Am nächsten Morgen erklärte ich dem noch immer verstimmten Sohn , wie es zu meinem Ausbruch gekommen war und warum ich manchmal vor lauter Listen in meinem Kopf sehr plötzlich heftig reagiere und man von außen betrachtet denkt: Was hat die denn jetzt auf einmal.

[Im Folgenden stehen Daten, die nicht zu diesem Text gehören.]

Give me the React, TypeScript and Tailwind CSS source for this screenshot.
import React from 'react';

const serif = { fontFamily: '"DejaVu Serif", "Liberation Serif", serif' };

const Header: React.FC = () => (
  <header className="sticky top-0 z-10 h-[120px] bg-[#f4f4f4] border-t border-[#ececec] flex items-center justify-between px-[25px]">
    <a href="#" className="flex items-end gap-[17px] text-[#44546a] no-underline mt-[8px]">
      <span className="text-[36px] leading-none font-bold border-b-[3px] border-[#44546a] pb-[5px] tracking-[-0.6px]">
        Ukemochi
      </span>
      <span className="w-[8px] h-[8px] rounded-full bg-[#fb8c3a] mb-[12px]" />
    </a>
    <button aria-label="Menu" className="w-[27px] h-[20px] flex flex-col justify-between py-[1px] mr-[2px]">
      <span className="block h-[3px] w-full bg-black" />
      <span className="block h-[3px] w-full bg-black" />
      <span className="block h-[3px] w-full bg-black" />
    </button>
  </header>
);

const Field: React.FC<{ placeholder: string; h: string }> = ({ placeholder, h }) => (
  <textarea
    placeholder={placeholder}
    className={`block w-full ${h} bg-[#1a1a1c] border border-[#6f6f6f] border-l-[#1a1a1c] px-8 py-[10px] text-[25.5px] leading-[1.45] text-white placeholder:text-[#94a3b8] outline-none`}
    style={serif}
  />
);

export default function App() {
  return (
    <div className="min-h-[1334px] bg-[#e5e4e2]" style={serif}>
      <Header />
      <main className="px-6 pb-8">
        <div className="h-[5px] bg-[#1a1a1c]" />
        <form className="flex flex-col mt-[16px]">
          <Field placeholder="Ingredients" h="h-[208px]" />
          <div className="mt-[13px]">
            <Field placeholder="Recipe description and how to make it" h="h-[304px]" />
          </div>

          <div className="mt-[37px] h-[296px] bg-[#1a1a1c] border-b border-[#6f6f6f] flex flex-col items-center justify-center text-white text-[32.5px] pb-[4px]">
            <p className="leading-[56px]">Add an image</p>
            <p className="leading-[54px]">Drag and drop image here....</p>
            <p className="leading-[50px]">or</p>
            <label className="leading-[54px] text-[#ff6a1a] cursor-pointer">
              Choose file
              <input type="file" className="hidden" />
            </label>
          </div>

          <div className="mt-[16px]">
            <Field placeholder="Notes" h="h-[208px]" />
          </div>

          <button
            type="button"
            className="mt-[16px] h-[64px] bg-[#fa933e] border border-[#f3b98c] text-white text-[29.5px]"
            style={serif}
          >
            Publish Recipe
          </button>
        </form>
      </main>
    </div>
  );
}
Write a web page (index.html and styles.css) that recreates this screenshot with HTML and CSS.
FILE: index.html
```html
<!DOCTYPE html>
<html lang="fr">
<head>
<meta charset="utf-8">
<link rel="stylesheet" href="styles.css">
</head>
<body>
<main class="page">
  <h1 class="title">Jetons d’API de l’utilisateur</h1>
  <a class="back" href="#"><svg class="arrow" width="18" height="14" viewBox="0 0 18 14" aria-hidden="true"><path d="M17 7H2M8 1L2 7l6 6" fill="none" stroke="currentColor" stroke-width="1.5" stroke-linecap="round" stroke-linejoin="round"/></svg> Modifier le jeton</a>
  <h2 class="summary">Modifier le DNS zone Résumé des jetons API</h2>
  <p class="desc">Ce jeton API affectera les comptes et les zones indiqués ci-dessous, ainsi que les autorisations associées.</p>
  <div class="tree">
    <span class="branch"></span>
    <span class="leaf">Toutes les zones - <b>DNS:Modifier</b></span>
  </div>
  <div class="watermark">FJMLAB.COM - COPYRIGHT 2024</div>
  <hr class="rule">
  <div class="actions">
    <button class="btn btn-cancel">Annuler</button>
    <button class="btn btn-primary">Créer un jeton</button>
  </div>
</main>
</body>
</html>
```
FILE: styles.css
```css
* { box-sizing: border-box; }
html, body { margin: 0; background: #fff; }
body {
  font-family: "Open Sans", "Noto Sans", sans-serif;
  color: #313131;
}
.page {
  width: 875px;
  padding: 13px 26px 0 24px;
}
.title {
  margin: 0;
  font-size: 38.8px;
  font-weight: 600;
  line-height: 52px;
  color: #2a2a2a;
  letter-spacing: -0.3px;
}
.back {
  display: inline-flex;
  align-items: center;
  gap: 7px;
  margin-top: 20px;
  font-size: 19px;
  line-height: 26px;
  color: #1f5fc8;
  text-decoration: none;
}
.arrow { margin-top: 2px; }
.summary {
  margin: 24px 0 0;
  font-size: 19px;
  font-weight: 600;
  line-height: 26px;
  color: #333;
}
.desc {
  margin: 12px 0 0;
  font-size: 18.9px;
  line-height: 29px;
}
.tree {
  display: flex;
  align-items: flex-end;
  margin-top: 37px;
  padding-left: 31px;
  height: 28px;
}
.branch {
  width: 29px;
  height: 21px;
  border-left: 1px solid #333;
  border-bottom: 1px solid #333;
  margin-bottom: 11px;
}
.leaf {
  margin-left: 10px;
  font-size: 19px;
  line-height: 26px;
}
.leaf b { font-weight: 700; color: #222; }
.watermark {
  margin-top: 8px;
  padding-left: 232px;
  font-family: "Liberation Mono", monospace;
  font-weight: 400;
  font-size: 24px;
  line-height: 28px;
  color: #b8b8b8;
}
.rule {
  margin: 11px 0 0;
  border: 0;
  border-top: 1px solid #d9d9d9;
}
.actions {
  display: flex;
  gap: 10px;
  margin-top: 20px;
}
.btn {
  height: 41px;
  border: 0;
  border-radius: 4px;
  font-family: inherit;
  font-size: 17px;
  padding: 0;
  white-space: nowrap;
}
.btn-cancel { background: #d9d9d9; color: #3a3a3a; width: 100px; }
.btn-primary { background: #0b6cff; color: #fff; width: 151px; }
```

Der Mann und ich mussten nicht mehr darüber sprechen. Es genügte ein Blick und ein Grinsen. Er ist nach einem anstrengenden Arbeitstag abends halt auch manchmal komisch drauf und sieht mich dann „gemütlich auf der Couch sitzen“. Da geschehen solche Situationen. 😀 Und wir beide kennen unsere Macken. Deshalb funktionieren seine Sprüche und meine Ausbrüche auch seit vielen Jahren sehr gut miteinander. Es hat immer etwas Bereinigendes.

 

4 Antworten auf „Nicht immer läuft es rund und am Abend ist es immer am schwersten“

Vielen Dank für diese Schilderungen von den Momenten des Wahnsinns (hier auch wohlbekannt). Besonders gut gefällt natürlich die Stelle mit ’sonst verprügel ich euch alle‘. Ganz klar Notwehr! Und ein schönes Beispiel für paradoxe Intervention und dass sie oft funtioniert.

Vielen Dank für deine Ehrlichkeit!!!Ich bin gerade mit unserem vierten Kind schwanger und sauge deine Berichte geradezu auf😊.Solche Situationen kennen wir alle, doch wenige erzählen dass so schonungslos und ehrlich.Wie sympathisch, dass du deine Erlebnisse mit uns teilst, auch wenns mal nicht rund läuft.

Danke für diesen tollen Bericht, ich hab so gelacht…wie schön, dass es auch anderen so geht 🙂 Ich hab selten einen Blogartikel gelesen, den ich so toll fand!